School nurses and the services they provide are governed at the state level. Therefore, their educational requirements are subject to the state in which they work. As such, it is common to find that certification and licensing requirements vary quite a bit from one state to the next. It is also common for school nurses to possess master’s degrees as this field tends to be fairly competitive.

A few examples of school nurse pre-service requirements include:

  • Arizona: School nurses must obtain a school nurse certificate issued by the Department of Education, which requires a current RN license in Arizona and a bachelor’s degree.
  • California: School nurses must be currently registered as an RN, must possess a bachelor’s degree and must possess a current credential in school nursing, which requires 26 units beyond the bachelor’s degree.
  • Maine: School nurses in Maine must possess a current RN license in Maine and a bachelor’s degree. Candidates for nurse jobs must also have at least three years of experience as a nurse, with at least one of those years being within the 5 years immediately prior to their initial application.
  • New Mexico: School nurse professionals must possess an RN license and a bachelor’s degree, while school nurse supervisors must possess an RN license and a master’s degree.

Many RNs choose to return to school to achieve their Master of Science in Nursing (MSN) as they work to become a school nurse. RN to MSN programs are often preferred to traditional BSN and MSN programs, as they are designed to offer a more streamlined, accelerated approach to achieving both their BSN and MSN.

Most RN to MSN programs allow students to transfer up to 30 credits of their undergraduate nursing education toward their BSN degree, thereby speeding up the process of achieving their MSN. Many RN to MSN programs are completed entirely online, as they are designed to accommodate the busy schedule of today’s nursing professionals.

Students working in states that require a credential in school nursing (e.g., California, West Virginia, and Pennsylvania) often take their certificate classes as part of an MSN.

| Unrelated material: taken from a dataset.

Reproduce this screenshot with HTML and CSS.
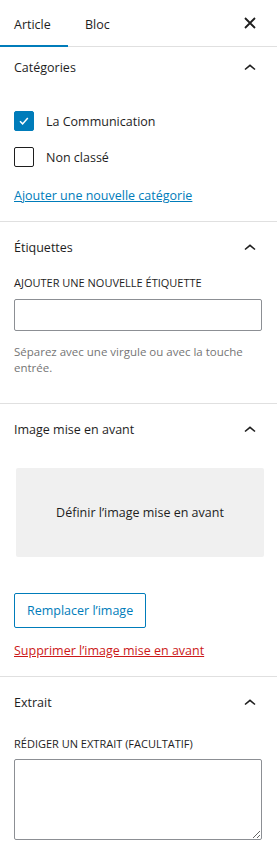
FILE: index.html
```html
<!DOCTYPE html>
<html lang="fr">
  <head>
    <meta charset="UTF-8" />
    <meta name="viewport" content="width=device-width, initial-scale=1.0" />
    <title>Réglages</title>
    <link rel="stylesheet" href="styles.css">
  </head>
  <body>
    <div class="sidebar">
      <div class="tabs">
        <button class="tab active">Article</button>
        <button class="tab">Bloc</button>
        <button class="close-btn" aria-label="Fermer">
          <svg width="12" height="12" viewBox="0 0 12 12"><path d="M1 1l10 10M11 1L1 11" stroke="#1e1e1e" stroke-width="1.8"/></svg>
        </button>
      </div>

      <div class="panel">
        <div class="panel-head first">
          <span>Catégories</span>
          <svg class="chevron" width="12" height="8" viewBox="0 0 12 8"><path d="M1 6.5l5-4.2 5 4.2" stroke="#1e1e1e" stroke-width="1.6" fill="none"/></svg>
        </div>
        <div class="panel-body cats">
          <label class="check-row">
            <span class="checkbox checked">
              <svg width="20" height="20" viewBox="0 0 20 20"><path d="M6 10.3l2.6 2.6 5.2-6" stroke="#fff" stroke-width="1.5" fill="none"/></svg>
            </span>
            La Communication
          </label>
          <label class="check-row">
            <span class="checkbox"></span>
            Non classé
          </label>
          <a class="link" href="#">Ajouter une nouvelle catégorie</a>
        </div>
      </div>

      <div class="panel">
        <div class="panel-head">
          <span>Étiquettes</span>
          <svg class="chevron" width="12" height="8" viewBox="0 0 12 8"><path d="M1 6.5l5-4.2 5 4.2" stroke="#1e1e1e" stroke-width="1.6" fill="none"/></svg>
        </div>
        <div class="panel-body tags">
          <div class="field-label">Ajouter une nouvelle étiquette</div>
          <input class="text-input" type="text" />
          <p class="help">Séparez avec une virgule ou avec la touche entrée.</p>
        </div>
      </div>

      <div class="panel">
        <div class="panel-head">
          <span>Image mise en avant</span>
          <svg class="chevron" width="12" height="8" viewBox="0 0 12 8"><path d="M1 6.5l5-4.2 5 4.2" stroke="#1e1e1e" stroke-width="1.6" fill="none"/></svg>
        </div>
        <div class="panel-body image-body">
          <div class="image-box">Définir l’image mise en avant</div>
          <button class="outline-btn">Remplacer l’image</button>
          <a class="link danger" href="#">Supprimer l’image mise en avant</a>
        </div>
      </div>

      <div class="panel last">
        <div class="panel-head">
          <span>Extrait</span>
          <svg class="chevron" width="12" height="8" viewBox="0 0 12 8"><path d="M1 6.5l5-4.2 5 4.2" stroke="#1e1e1e" stroke-width="1.6" fill="none"/></svg>
        </div>
        <div class="panel-body excerpt">
          <div class="field-label">Rédiger un extrait (facultatif)</div>
          <textarea class="text-area"></textarea>
        </div>
      </div>
    </div>
  </body>
</html>
```

FILE: styles.css
```css
body {
  font-family: "Open Sans", "Noto Sans", sans-serif;
  margin: 0;
  background-color: #fff;
  color: #1e1e1e;
  font-size: 12.5px;
}
.sidebar {
  width: 277px;
}
.tabs {
  display: flex;
  align-items: center;
  height: 46px;
  border-bottom: 1px solid #e0e0e0;
}
.tab {
  background: none;
  border: none;
  font-family: inherit;
  font-size: 12.5px;
  color: #1e1e1e;
  height: 47px;
  padding: 2px 14px 0;
  cursor: pointer;
  box-sizing: border-box;
  border-top: 2px solid transparent;
  border-bottom: 2px solid transparent;
  margin-bottom: -1px;
}
.tab.active {
  width: 68px;
  text-align: left;
  border-bottom-color: #007cba;
}
.tab + .tab {
  margin-left: 3px;
}
.close-btn {
  margin-left: auto;
  margin-right: 21px;
  width: 12px;
  height: 12px;
  padding: 0;
  border: none;
  background: none;
  display: flex;
}
.panel {
  border-bottom: 1px solid #e0e0e0;
}
.panel.last {
  border-bottom: none;
}
.panel-head {
  display: flex;
  align-items: center;
  justify-content: space-between;
  height: 50px;
  padding: 0 21px 0 14px;
  font-size: 12.5px;
  font-weight: 500;
}
.panel-head.first {
  height: 40px;
}
.chevron {
  margin-top: -1px;
}
.panel-body {
  padding: 0 15px 0 14px;
}
.cats {
  padding-top: 24px;
  padding-bottom: 16px;
}
.check-row {
  display: flex;
  align-items: center;
  gap: 12px;
  height: 20px;
  margin-bottom: 16px;
}
.check-row + .link {
  margin-top: 4px;
}
.checkbox {
  width: 20px;
  height: 20px;
  box-sizing: border-box;
  border: 1px solid #1e1e1e;
  border-radius: 2px;
  display: flex;
}
.checkbox.checked {
  background-color: #007cba;
  border-color: #007cba;
}
.checkbox.checked svg {
  margin: -1px;
}
.link {
  display: inline-block;
  color: #007cba;
  text-decoration: underline;
  line-height: 18px;
}
.field-label {
  text-transform: uppercase;
  font-size: 11px;
  font-weight: 500;
  line-height: 16px;
}
.tags {
  padding-top: 3px;
  padding-bottom: 27px;
}
.tags .field-label {
  margin-bottom: 8px;
}
.text-input {
  display: block;
  width: 100%;
  height: 32px;
  box-sizing: border-box;
  border: 1px solid #8c8f94;
  border-radius: 2px;
  margin: 0;
}
.help {
  margin: 13px 0 0;
  font-size: 11.5px;
  line-height: 16px;
  color: #757575;
}
.image-body {
  padding-top: 14px;
  padding-bottom: 16px;
}
.image-box {
  margin: 0 -2px 0 2px;
  height: 89px;
  background-color: #f0f0f0;
  border-radius: 2px;
  display: flex;
  align-items: center;
  justify-content: center;
}
.outline-btn {
  display: block;
  margin-top: 36px;
  height: 35px;
  padding: 0 12px;
  background: #fff;
  border: 1px solid #007cba;
  border-radius: 2px;
  color: #007cba;
  font-family: inherit;
  font-size: 12.5px;
}
.link.danger {
  color: #cc1818;
  margin-top: 14px;
}
.excerpt {
  padding-top: 9px;
  padding-bottom: 19px;
}
.excerpt .field-label {
  margin-bottom: 7px;
}
.text-area {
  display: block;
  width: 100%;
  height: 81px;
  box-sizing: border-box;
  border: 1px solid #8c8f94;
  border-radius: 2px;
  margin: 0;
  resize: vertical;
}
```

An MSN in School Nursing (or MSN with a School Nurse Services Credential) is designed to build upon the foundational courses in community health nursing and provide theoretical and practical experience in nursing and education. Graduates of these programs are prepared to respond to the healthcare needs of their state’s school districts. Many go on to serve as instructional school nurses and supervisors of school health services. Many manage health programs for school districts.

Typical graduate coursework in an MSN in School Nursing program includes:

  • School Nursing
  • Community Mental Health
  • Intro to Education: Theory and Practice
  • Adolescent healthcare
  • Primary healthcare of the young family
  • Theory and practice in school nursing

Certification Requirements to Become a School Nurse

School nurses throughout the U.S often pursue the National Certified School Nurse (NCSN) credential through the National Board for Certification of School Nurses (NBCSN).

To earn the NCSN credential, applicants must take and pass an examination, which is offered as a computer examination that can be taken at testing centers located throughout the U.S.

To qualify to sit for the NCSN examination, candidates must possess the following:

  • At least 1,000 clinical hours within the past 3 years
  • A current RN license; AND
  • A bachelor’s degree or higher in nursing; OR
  • A bachelor’s degree in a health-related field relevant to school nursing, which must include at least 6 credits in the following subjects (in any combination):
    • Management of primary healthcare problems among children and/or adolescents
    • Health assessment of children and/or adolescents
    • Public health/community health/epidemiology; AND

The NCSN certification is valid for a period of 5 years. To qualify for recertification, candidates must possess a current RN license and at least 2,000 hours of clinical practice in school nursing in the past 5 years, of which at least 750 hours must be in the past 3 years.